**PROMPT:** Return all of the data exactly, with nothing left out but the pictures.

**GIVEN MATERIAL:**
----------------

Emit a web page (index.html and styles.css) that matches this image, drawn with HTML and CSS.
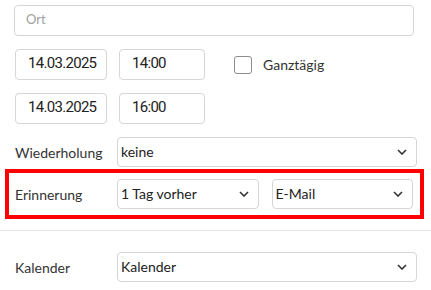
FILE: index.html
```html
<!DOCTYPE html>
<html lang="de">
<head>
  <meta charset="UTF-8">
  <meta name="viewport" content="width=device-width, initial-scale=1.0">
  <title>Termin bearbeiten</title>
  <link rel="stylesheet" href="styles.css">
</head>
<body>
  <div class="form">
    <div class="field-row">
      <div class="input wide placeholder">Ort</div>
    </div>

    <div class="field-row">
      <div class="input date">14.03.2025</div>
      <div class="input time">14:00</div>
      <label class="check">
        <span class="box"></span>
        Ganztägig
      </label>
    </div>

    <div class="field-row">
      <div class="input date">14.03.2025</div>
      <div class="input time">16:00</div>
    </div>

    <div class="field-row labeled">
      <span class="label">Wiederholung</span>
      <div class="select full">
        <span>keine</span>
        <svg class="chev" width="10" height="6" viewBox="0 0 10 6"><path d="M1 1l4 4 4-4" fill="none" stroke="#333" stroke-width="1.6"/></svg>
      </div>
    </div>

    <div class="field-row labeled highlight">
      <span class="label">Erinnerung</span>
      <div class="select half">
        <span>1 Tag vorher</span>
        <svg class="chev" width="10" height="6" viewBox="0 0 10 6"><path d="M1 1l4 4 4-4" fill="none" stroke="#333" stroke-width="1.6"/></svg>
      </div>
      <div class="select half">
        <span>E-Mail</span>
        <svg class="chev" width="10" height="6" viewBox="0 0 10 6"><path d="M1 1l4 4 4-4" fill="none" stroke="#333" stroke-width="1.6"/></svg>
      </div>
    </div>
  </div>

  <hr class="divider">

  <div class="form lower">
    <div class="field-row labeled">
      <span class="label">Kalender</span>
      <div class="select full">
        <span>Kalender</span>
        <svg class="chev" width="10" height="6" viewBox="0 0 10 6"><path d="M1 1l4 4 4-4" fill="none" stroke="#333" stroke-width="1.6"/></svg>
      </div>
    </div>
  </div>
</body>
</html>
```

FILE: styles.css
```css
body {
  margin: 0;
  background: #ffffff;
  color: #333;
  font-family: Lato, "Liberation Sans", sans-serif;
  font-size: 14px;
}
.form {
  padding: 5px 17px 0 14px;
}
.form.lower {
  padding-top: 21px;
}
.field-row {
  display: flex;
  align-items: center;
  gap: 12px;
  margin-bottom: 13px;
}
.input {
  box-sizing: border-box;
  height: 31px;
  border: 1px solid #d6d6d6;
  border-radius: 4px;
  padding: 0 12px 3px 12px;
  display: flex;
  align-items: center;
  font-family: Roboto, sans-serif;
  font-size: 15px;
  letter-spacing: -0.7px;
  color: #222;
}
.input.wide {
  flex: 1;
}
.input.placeholder {
  font-family: Lato, sans-serif;
  font-size: 13px;
  letter-spacing: 0;
  color: #a0a0a0;
  padding-left: 11px;
}
.input.date {
  width: 92px;
  margin-left: 1px;
}
.input.time {
  width: 86px;
}
.check {
  display: flex;
  align-items: center;
  gap: 11px;
  margin-left: 17px;
  color: #333;
}
.check .box {
  width: 18px;
  height: 18px;
  box-sizing: border-box;
  border: 1px solid #8c8c8c;
  border-radius: 3px;
}
.labeled {
  gap: 13px;
  padding-left: 1px;
  margin-bottom: 2px;
}
.label {
  width: 89px;
  flex-shrink: 0;
  color: #333;
}
.select {
  box-sizing: border-box;
  height: 30px;
  border: 1px solid #d6d6d6;
  border-radius: 4px;
  padding: 0 9px 0 3px;
  display: flex;
  align-items: center;
  justify-content: space-between;
  color: #222;
}
.select span {
  margin-top: -2px;
}
.select.full {
  flex: 1;
  margin-right: -3px;
}
.select.half {
  flex: 1;
}
.highlight {
  border: 4px solid #ff0000;
  margin: 0 -10px 0 -9px;
  padding: 6px 7px 6px 6px;
}
.divider {
  border: 0;
  border-top: 1px solid #e6e6e6;
  margin: 11px 0 0 0;
}
```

----------------

**RESULT FOR THIS TASK:**
Emit a web page (index.html and styles.css) that matches this image, drawn with HTML and CSS.
FILE: index.html
```html
<!DOCTYPE html>
<html lang="de">
<head>
  <meta charset="UTF-8">
  <meta name="viewport" content="width=device-width, initial-scale=1.0">
  <title>Termin bearbeiten</title>
  <link rel="stylesheet" href="styles.css">
</head>
<body>
  <div class="form">
    <div class="field-row">
      <div class="input wide placeholder">Ort</div>
    </div>

    <div class="field-row">
      <div class="input date">14.03.2025</div>
      <div class="input time">14:00</div>
      <label class="check">
        <span class="box"></span>
        Ganztägig
      </label>
    </div>

    <div class="field-row">
      <div class="input date">14.03.2025</div>
      <div class="input time">16:00</div>
    </div>

    <div class="field-row labeled">
      <span class="label">Wiederholung</span>
      <div class="select full">
        <span>keine</span>
        <svg class="chev" width="10" height="6" viewBox="0 0 10 6"><path d="M1 1l4 4 4-4" fill="none" stroke="#333" stroke-width="1.6"/></svg>
      </div>
    </div>

    <div class="field-row labeled highlight">
      <span class="label">Erinnerung</span>
      <div class="select half">
        <span>1 Tag vorher</span>
        <svg class="chev" width="10" height="6" viewBox="0 0 10 6"><path d="M1 1l4 4 4-4" fill="none" stroke="#333" stroke-width="1.6"/></svg>
      </div>
      <div class="select half">
        <span>E-Mail</span>
        <svg class="chev" width="10" height="6" viewBox="0 0 10 6"><path d="M1 1l4 4 4-4" fill="none" stroke="#333" stroke-width="1.6"/></svg>
      </div>
    </div>
  </div>

  <hr class="divider">

  <div class="form lower">
    <div class="field-row labeled">
      <span class="label">Kalender</span>
      <div class="select full">
        <span>Kalender</span>
        <svg class="chev" width="10" height="6" viewBox="0 0 10 6"><path d="M1 1l4 4 4-4" fill="none" stroke="#333" stroke-width="1.6"/></svg>
      </div>
    </div>
  </div>
</body>
</html>
```

FILE: styles.css
```css
body {
  margin: 0;
  background: #ffffff;
  color: #333;
  font-family: Lato, "Liberation Sans", sans-serif;
  font-size: 14px;
}
.form {
  padding: 5px 17px 0 14px;
}
.form.lower {
  padding-top: 21px;
}
.field-row {
  display: flex;
  align-items: center;
  gap: 12px;
  margin-bottom: 13px;
}
.input {
  box-sizing: border-box;
  height: 31px;
  border: 1px solid #d6d6d6;
  border-radius: 4px;
  padding: 0 12px 3px 12px;
  display: flex;
  align-items: center;
  font-family: Roboto, sans-serif;
  font-size: 15px;
  letter-spacing: -0.7px;
  color: #222;
}
.input.wide {
  flex: 1;
}
.input.placeholder {
  font-family: Lato, sans-serif;
  font-size: 13px;
  letter-spacing: 0;
  color: #a0a0a0;
  padding-left: 11px;
}
.input.date {
  width: 92px;
  margin-left: 1px;
}
.input.time {
  width: 86px;
}
.check {
  display: flex;
  align-items: center;
  gap: 11px;
  margin-left: 17px;
  color: #333;
}
.check .box {
  width: 18px;
  height: 18px;
  box-sizing: border-box;
  border: 1px solid #8c8c8c;
  border-radius: 3px;
}
.labeled {
  gap: 13px;
  padding-left: 1px;
  margin-bottom: 2px;
}
.label {
  width: 89px;
  flex-shrink: 0;
  color: #333;
}
.select {
  box-sizing: border-box;
  height: 30px;
  border: 1px solid #d6d6d6;
  border-radius: 4px;
  padding: 0 9px 0 3px;
  display: flex;
  align-items: center;
  justify-content: space-between;
  color: #222;
}
.select span {
  margin-top: -2px;
}
.select.full {
  flex: 1;
  margin-right: -3px;
}
.select.half {
  flex: 1;
}
.highlight {
  border: 4px solid #ff0000;
  margin: 0 -10px 0 -9px;
  padding: 6px 7px 6px 6px;
}
.divider {
  border: 0;
  border-top: 1px solid #e6e6e6;
  margin: 11px 0 0 0;
}
```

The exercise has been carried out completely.